New laser-driven shock compression experiments on stishovite, a high-density form of silica, provide thermodynamic and electrical conductivity data that reveal the unusual properties of rocks deep inside large exoplanets and giant planets.E. Kowaluk, LLE

Conditions deep inside exotic super-Earths and giant planets as also those during the violent birth of Earth-like planets have been created in the lab using laser-driven experiments.

The results show that mantle silicates and core metal have comparable melting temperatures above core-mantle boundary pressures of 500 GPa, suggesting that large rocky planets may have long-lived oceans of molten rock in their depths.

Planetary magnetic fields can be formed in this liquid-rock layer.

How much heat solids can sustain before melting under pressure determines a planet's internal structure and evolution. This is what has been measured directly in the laboratory by researchers from Lawrence Livermore National Laboratory, Bayreuth University (Germany) and University of California, Berkeley.

They reveal the unusual properties of silica under the extreme pressures and temperatures prevalent during planetary formation.

The team measured the melting temperature of silica at 500 GPa (5 million atmospheres), a pressure comparable to the core-mantle boundary pressure for a super-Earth planet (five Earth masses), Uranus and Neptune.

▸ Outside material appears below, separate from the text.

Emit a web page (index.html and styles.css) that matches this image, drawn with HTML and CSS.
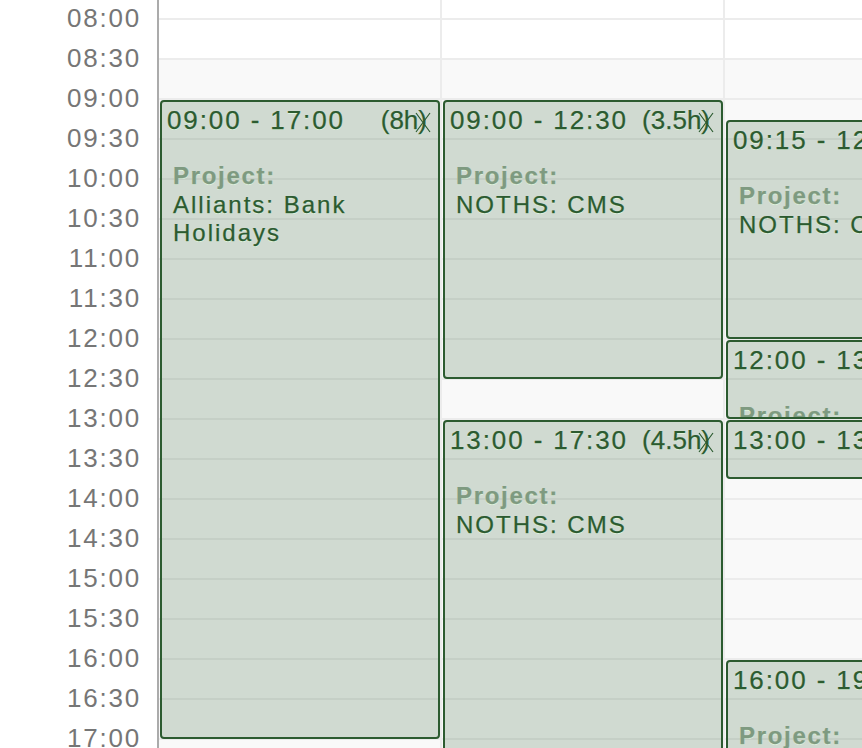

"Our research suggests that silica is likely solid inside Neptune, Uranus, Saturn and Jupiter cores, which sets new constraints on future improved models for the structure and evolution of these planets," physicist Marius Millot and colleagues from Bayreuth University says.

The work was possible thanks to a breakthrough in high-pressure crystal growth techniques at Bayreuth University in Germany. The team managed to grow millimetre-sized transparent polycrystals and single crystals of stishovite, a high-density form of silica (SiO2) usually found only in minute amounts near meteor-impact craters.

By subjecting the crystal to extreme heat and pressure in laser experiments, the planetary formation conditions were recreated.

"Stishovite, being much denser than quartz or fused-silica, stays cooler under shock compression, and that allowed us to measure the melting temperature at a much higher pressure," Millot said.

"Dynamic compression of planetary-relevant materials is a very exciting field right now. Deep inside planets hydrogen is a metallic fluid, helium rains, fluid silica is a metal and water may be superionic."

Millot and colleagues plan to study the exotic behaviour of the main planetary constituents using dynamic compression for a better understanding of the formation of the Earth and the origin of life.